Help with high current single cell lithium charging

batteriescharginglithiumundervoltage

I am designing a system to charge a single cell lithium battery. It requires pass-through, path-selection, over and under voltage protection. The bottom line is this system needs to power a device while unplugged, and continue powering it while it is plugged in charging the battery. This is for a research project, not any sort of commercializable product. It also has an expected lifetime of only about 3 weeks, so battery degradation isn't a huge deal. After trying numerous boards out from various suppliers, and even attempting to make our own we found one that almost works like we need it.

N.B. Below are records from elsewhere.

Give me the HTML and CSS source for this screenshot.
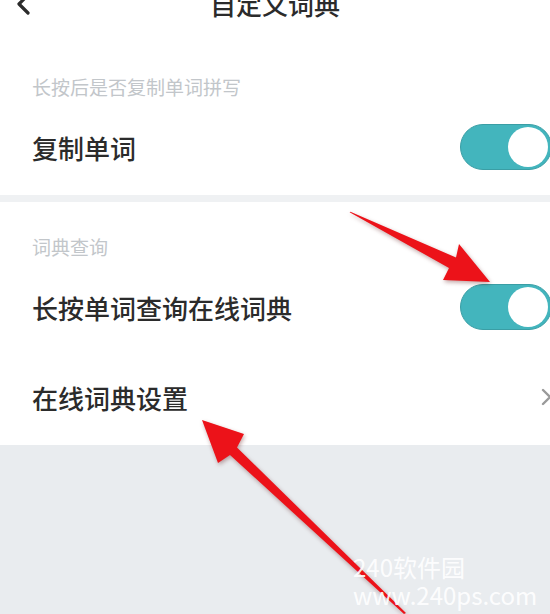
FILE: index.html
```html
<!DOCTYPE html>
<html lang="zh-CN">
<head>
    <meta charset="UTF-8">
    <meta name="viewport" content="width=device-width, initial-scale=1.0">
    <title>自定义词典</title>
    <link rel="stylesheet" href="styles.css">
</head>
<body>
    <div class="page">
        <!-- 顶部标题栏 -->
        <div class="topbar">
            <svg class="back" width="16" height="22" viewBox="0 0 16 22">
                <path d="M13 2 L4 11 L13 20" fill="none" stroke="#2b2b2b" stroke-width="3.2" stroke-linecap="round" stroke-linejoin="round"/>
            </svg>
            <div class="title">自定义词典</div>
        </div>

        <div class="group">
            <div class="group-title first">长按后是否复制单词拼写</div>
            <div class="row">
                <span class="row-text">复制单词</span>
                <span class="switch on"><span class="knob"></span></span>
            </div>
        </div>

        <div class="group">
            <div class="group-title">词典查询</div>
            <div class="row">
                <span class="row-text">长按单词查询在线词典</span>
                <span class="switch on"><span class="knob"></span></span>
            </div>
            <div class="row">
                <span class="row-text">在线词典设置</span>
                <svg class="chevron" width="12" height="20" viewBox="0 0 12 20">
                    <path d="M2 3 L9 10 L2 17" fill="none" stroke="#9a9a9a" stroke-width="2.4" stroke-linecap="round" stroke-linejoin="round"/>
                </svg>
            </div>
        </div>

        <!-- 标注箭头 -->
        <svg class="arrows" width="550" height="614" viewBox="0 0 550 614">
            <polygon fill="#ec1219" points="349.6,212.2 350.4,211.8 456,257.5 459,244 490,282 443,280 449,268"/>
            <polygon fill="#ec1219" points="202,420 244,434 237,447.5 406,613 404,614 230,455 218,463"/>
        </svg>

        <div class="watermark">
            <div>240软件园</div>
            <div>www.240ps.com</div>
        </div>
    </div>
</body>
</html>
```

FILE: styles.css
```css
html, body {
    margin: 0;
    padding: 0;
    overflow: hidden;
}

body {
    font-family: "Noto Sans CJK SC", "Noto Sans", sans-serif;
    background-color: #e9ecef;
}

.page {
    position: relative;
    width: 550px;
    height: 614px;
    overflow: hidden;
}

.topbar {
    position: relative;
    height: 56px;
    margin-top: -24px;
    background-color: #fff;
    display: flex;
    align-items: center;
    justify-content: center;
}

.back {
    position: absolute;
    left: 15px;
    top: 17px;
}

.title {
    font-size: 26px;
    font-weight: 500;
    color: #2b2b2b;
    line-height: 30px;
}

.group {
    background-color: #fff;
    padding-bottom: 3px;
}

.group + .group {
    border-top: 7px solid #eff1f3;
}

.group-title {
    padding: 30px 32px 0;
    font-size: 19px;
    line-height: 30px;
    color: #c2c6ca;
}

.group-title.first {
    padding-top: 40px;
}

.row {
    height: 90px;
    padding-left: 32px;
    display: flex;
    align-items: center;
    justify-content: space-between;
}

.row-text {
    font-size: 26px;
    font-weight: 500;
    color: #2b2b2b;
}

.switch {
    position: relative;
    width: 92px;
    height: 46px;
    margin-right: -2px;
    border-radius: 23px;
    background-color: #43b5bd;
    border: 1px solid #3a9ea5;
    box-sizing: border-box;
}

.knob {
    position: absolute;
    right: 3px;
    top: 2px;
    width: 40px;
    height: 40px;
    border-radius: 50%;
    background-color: #fff;
}

.chevron {
    margin-right: -3px;
}

.arrows {
    position: absolute;
    left: 0;
    top: 0;
    filter: drop-shadow(1px 2px 2px rgba(80, 0, 0, 0.35));
}

.watermark {
    position: absolute;
    left: 353px;
    top: 553px;
    font-size: 24px;
    line-height: 28px;
    color: rgba(255, 255, 255, 0.9);
}
```
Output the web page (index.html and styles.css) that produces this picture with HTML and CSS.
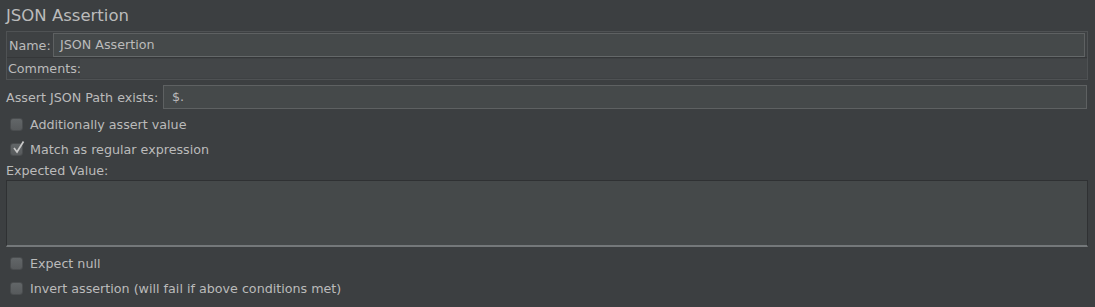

http://www.ebay.ca/itm/1-x-PCB-Li-ion-Lipo-Battery-3-7V-step-up-Convert-to-Output-Power-DC-5V-DLX-UPDC/130725341903?_trksid=p2050601.c100085.m2372&_trkparms=aid%3D111001%26algo%3DREC.SEED%26ao%3D1%26asc%3D20140211132617%26meid%3D9d35d42468324327b2bb8abeed10b780%26pid%3D100085%26rk%3D4%26rkt%3D4%26mehot%3Dpp%26sd%3D181190701564%26clkid%3D3380855727044982483&_qi=RTM1963932

The problem is the pass-through current is too low, and the charging current is too low. Ideally we need something that works like a laptop where it continues to be powered whether it is charging or not. Right now it can output 1A maximum. We would like to double that to 2A if possible (or more up to 3A even).

With an approaching deadline is there a board available online that we are missing that does all this, or is there a modification/new design we can use to make this work?

Thanks for you help in advance!

Best Answer

What you are trying to achieve does not seem overly hard but it needs to be better defined than has been done here so far because the situation that you describe sounds to be different enough than the usual charge & run situation that you need to make specific provisions.

You need to identify desired pass through Imax and I_pass_through_average for a given Ah capacity. The most demanding case will be that with the largest pass_through_Ah ratio.

Usually with simultaneous 'charge and run' situations I load is less or much less than Ichg_max. In such cases it is often OK to address the battery needs and accept that the load may somewhat prolong charging times. Clearly I_load_average must be less than I_charge_averge or the battery would never charge, but you may get situations where I_load is > I_charge for significant periods, or is a substantial fraction of I_Charge_terminate, and this will affect charging results.

Usually Imax in constant current mode Icc is the same in mA as the capacity in mAh. So a 1000 mAh cell is charge at 1000 mA max, a 5Ah cell at 5 A max etc.

If you just increase charging capacity without regard to interaction with charge termination you may 'have problems'. This is because LiIon/LiPo charging typically terminates when I charge in CV mode drops to some preselected percentage of ICC = Imax and I_pass_through is seen as part of Iterminate if special steps are not taken to prevent this.

Taking the extremes of your spec ie 3A charge and 5Ah cell that is 0.6C charge (still under the usual 1C max) the usual charging terminate current will usually be in the 0.5C to 0.1C range with 0.25C being typical. So here with a 5 Ah cell Iterminate will be 2.5 A / 1.25A / 0.5A max/typ/min. If I_pass_through is say 1A mean it will swamp a 0.5A terminate current and interact significantly with a 1.25A or even 2.5A terminate current. In a dumb charger, if the C/10 rate was used for terminate the charging would almost certainly never cease, at 1.25A terminate (C/4) it may cease on load dips and at 2.5A terminate charging may be prolonged.

A LiPo cell charged at CC of C/1 will reach about 75%-85% of full capacity when CV level of 4.2V is reached. If charging is at less than C/1 (as will be the case if you charge a 10 Ah cell at 5A or C/2) then an even larger % of the full capacity has been transferred when you reach 4.2V. If you are happy to accept say 90% of full capacity then the easy choice is to hard terminate charge when 4.2V is reached and have no CV final stage. This removes the need to make end of charge determinations based on combined pass through and CV currents. Some charger IC's are available with no CV stage.

Also, as now you only need a CC stage and a voltage cutoff at 4.2V then a current limited power supply and a comparator will fill your need. Adjustment of the current limit on an off the shelf supply may suffice in a small volume research situation.